── INFORMATION PROVIDED

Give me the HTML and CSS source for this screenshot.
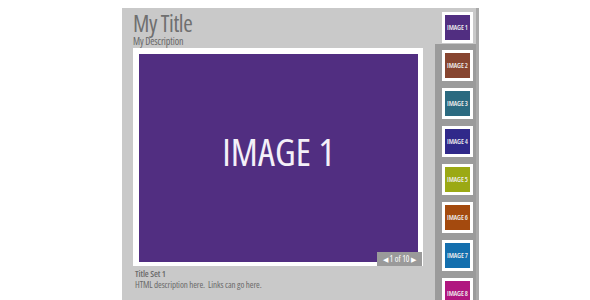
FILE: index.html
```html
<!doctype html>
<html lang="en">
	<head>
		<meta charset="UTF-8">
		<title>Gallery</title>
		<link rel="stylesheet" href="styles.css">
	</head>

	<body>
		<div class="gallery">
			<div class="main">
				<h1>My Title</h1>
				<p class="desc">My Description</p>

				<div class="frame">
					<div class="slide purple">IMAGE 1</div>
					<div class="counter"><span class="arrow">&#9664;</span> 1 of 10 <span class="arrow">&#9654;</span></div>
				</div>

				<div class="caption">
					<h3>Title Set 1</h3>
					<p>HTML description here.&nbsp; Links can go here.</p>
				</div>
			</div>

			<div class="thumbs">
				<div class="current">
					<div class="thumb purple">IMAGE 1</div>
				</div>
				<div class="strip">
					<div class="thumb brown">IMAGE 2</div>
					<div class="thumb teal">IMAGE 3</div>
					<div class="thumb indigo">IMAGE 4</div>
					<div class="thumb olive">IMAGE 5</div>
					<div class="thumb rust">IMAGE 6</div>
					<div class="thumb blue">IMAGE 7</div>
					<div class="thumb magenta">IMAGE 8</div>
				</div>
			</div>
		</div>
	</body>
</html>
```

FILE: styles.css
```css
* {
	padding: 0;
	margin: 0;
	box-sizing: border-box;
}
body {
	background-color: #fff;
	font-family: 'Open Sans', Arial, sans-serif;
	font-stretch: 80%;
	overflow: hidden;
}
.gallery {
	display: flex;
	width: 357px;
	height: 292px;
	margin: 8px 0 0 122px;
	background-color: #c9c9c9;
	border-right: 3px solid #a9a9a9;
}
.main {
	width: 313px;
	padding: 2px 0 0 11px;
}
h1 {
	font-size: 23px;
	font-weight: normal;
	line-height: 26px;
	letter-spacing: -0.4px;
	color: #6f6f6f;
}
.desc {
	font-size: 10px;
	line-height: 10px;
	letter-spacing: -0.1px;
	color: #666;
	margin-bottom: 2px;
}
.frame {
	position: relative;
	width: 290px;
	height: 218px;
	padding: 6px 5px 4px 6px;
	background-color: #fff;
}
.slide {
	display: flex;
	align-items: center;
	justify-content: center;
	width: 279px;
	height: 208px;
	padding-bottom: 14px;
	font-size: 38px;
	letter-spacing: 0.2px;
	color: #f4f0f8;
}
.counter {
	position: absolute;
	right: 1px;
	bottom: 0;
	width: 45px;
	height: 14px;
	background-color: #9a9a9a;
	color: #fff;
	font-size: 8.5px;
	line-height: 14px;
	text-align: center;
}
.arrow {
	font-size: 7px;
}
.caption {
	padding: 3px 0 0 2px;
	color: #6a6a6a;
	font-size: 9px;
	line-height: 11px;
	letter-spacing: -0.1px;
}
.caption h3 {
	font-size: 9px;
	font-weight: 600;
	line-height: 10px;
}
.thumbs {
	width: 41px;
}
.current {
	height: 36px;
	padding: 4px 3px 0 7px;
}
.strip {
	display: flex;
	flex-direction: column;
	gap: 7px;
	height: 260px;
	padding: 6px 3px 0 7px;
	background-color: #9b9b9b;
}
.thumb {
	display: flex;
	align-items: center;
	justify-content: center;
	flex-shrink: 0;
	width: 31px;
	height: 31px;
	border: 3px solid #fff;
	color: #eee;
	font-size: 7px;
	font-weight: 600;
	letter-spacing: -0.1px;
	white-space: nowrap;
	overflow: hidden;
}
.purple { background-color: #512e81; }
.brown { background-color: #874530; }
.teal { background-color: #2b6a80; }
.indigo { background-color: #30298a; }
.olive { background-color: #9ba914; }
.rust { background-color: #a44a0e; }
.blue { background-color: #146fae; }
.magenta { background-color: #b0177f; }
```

────

Return the listing above in full and without alteration, excluding its pictures.

- _EXERCISE RESPONSE_:
Give me the HTML and CSS source for this screenshot.
FILE: index.html
```html
<!doctype html>
<html lang="en">
	<head>
		<meta charset="UTF-8">
		<title>Gallery</title>
		<link rel="stylesheet" href="styles.css">
	</head>

	<body>
		<div class="gallery">
			<div class="main">
				<h1>My Title</h1>
				<p class="desc">My Description</p>

				<div class="frame">
					<div class="slide purple">IMAGE 1</div>
					<div class="counter"><span class="arrow">&#9664;</span> 1 of 10 <span class="arrow">&#9654;</span></div>
				</div>

				<div class="caption">
					<h3>Title Set 1</h3>
					<p>HTML description here.&nbsp; Links can go here.</p>
				</div>
			</div>

			<div class="thumbs">
				<div class="current">
					<div class="thumb purple">IMAGE 1</div>
				</div>
				<div class="strip">
					<div class="thumb brown">IMAGE 2</div>
					<div class="thumb teal">IMAGE 3</div>
					<div class="thumb indigo">IMAGE 4</div>
					<div class="thumb olive">IMAGE 5</div>
					<div class="thumb rust">IMAGE 6</div>
					<div class="thumb blue">IMAGE 7</div>
					<div class="thumb magenta">IMAGE 8</div>
				</div>
			</div>
		</div>
	</body>
</html>
```

FILE: styles.css
```css
* {
	padding: 0;
	margin: 0;
	box-sizing: border-box;
}
body {
	background-color: #fff;
	font-family: 'Open Sans', Arial, sans-serif;
	font-stretch: 80%;
	overflow: hidden;
}
.gallery {
	display: flex;
	width: 357px;
	height: 292px;
	margin: 8px 0 0 122px;
	background-color: #c9c9c9;
	border-right: 3px solid #a9a9a9;
}
.main {
	width: 313px;
	padding: 2px 0 0 11px;
}
h1 {
	font-size: 23px;
	font-weight: normal;
	line-height: 26px;
	letter-spacing: -0.4px;
	color: #6f6f6f;
}
.desc {
	font-size: 10px;
	line-height: 10px;
	letter-spacing: -0.1px;
	color: #666;
	margin-bottom: 2px;
}
.frame {
	position: relative;
	width: 290px;
	height: 218px;
	padding: 6px 5px 4px 6px;
	background-color: #fff;
}
.slide {
	display: flex;
	align-items: center;
	justify-content: center;
	width: 279px;
	height: 208px;
	padding-bottom: 14px;
	font-size: 38px;
	letter-spacing: 0.2px;
	color: #f4f0f8;
}
.counter {
	position: absolute;
	right: 1px;
	bottom: 0;
	width: 45px;
	height: 14px;
	background-color: #9a9a9a;
	color: #fff;
	font-size: 8.5px;
	line-height: 14px;
	text-align: center;
}
.arrow {
	font-size: 7px;
}
.caption {
	padding: 3px 0 0 2px;
	color: #6a6a6a;
	font-size: 9px;
	line-height: 11px;
	letter-spacing: -0.1px;
}
.caption h3 {
	font-size: 9px;
	font-weight: 600;
	line-height: 10px;
}
.thumbs {
	width: 41px;
}
.current {
	height: 36px;
	padding: 4px 3px 0 7px;
}
.strip {
	display: flex;
	flex-direction: column;
	gap: 7px;
	height: 260px;
	padding: 6px 3px 0 7px;
	background-color: #9b9b9b;
}
.thumb {
	display: flex;
	align-items: center;
	justify-content: center;
	flex-shrink: 0;
	width: 31px;
	height: 31px;
	border: 3px solid #fff;
	color: #eee;
	font-size: 7px;
	font-weight: 600;
	letter-spacing: -0.1px;
	white-space: nowrap;
	overflow: hidden;
}
.purple { background-color: #512e81; }
.brown { background-color: #874530; }
.teal { background-color: #2b6a80; }
.indigo { background-color: #30298a; }
.olive { background-color: #9ba914; }
.rust { background-color: #a44a0e; }
.blue { background-color: #146fae; }
.magenta { background-color: #b0177f; }
```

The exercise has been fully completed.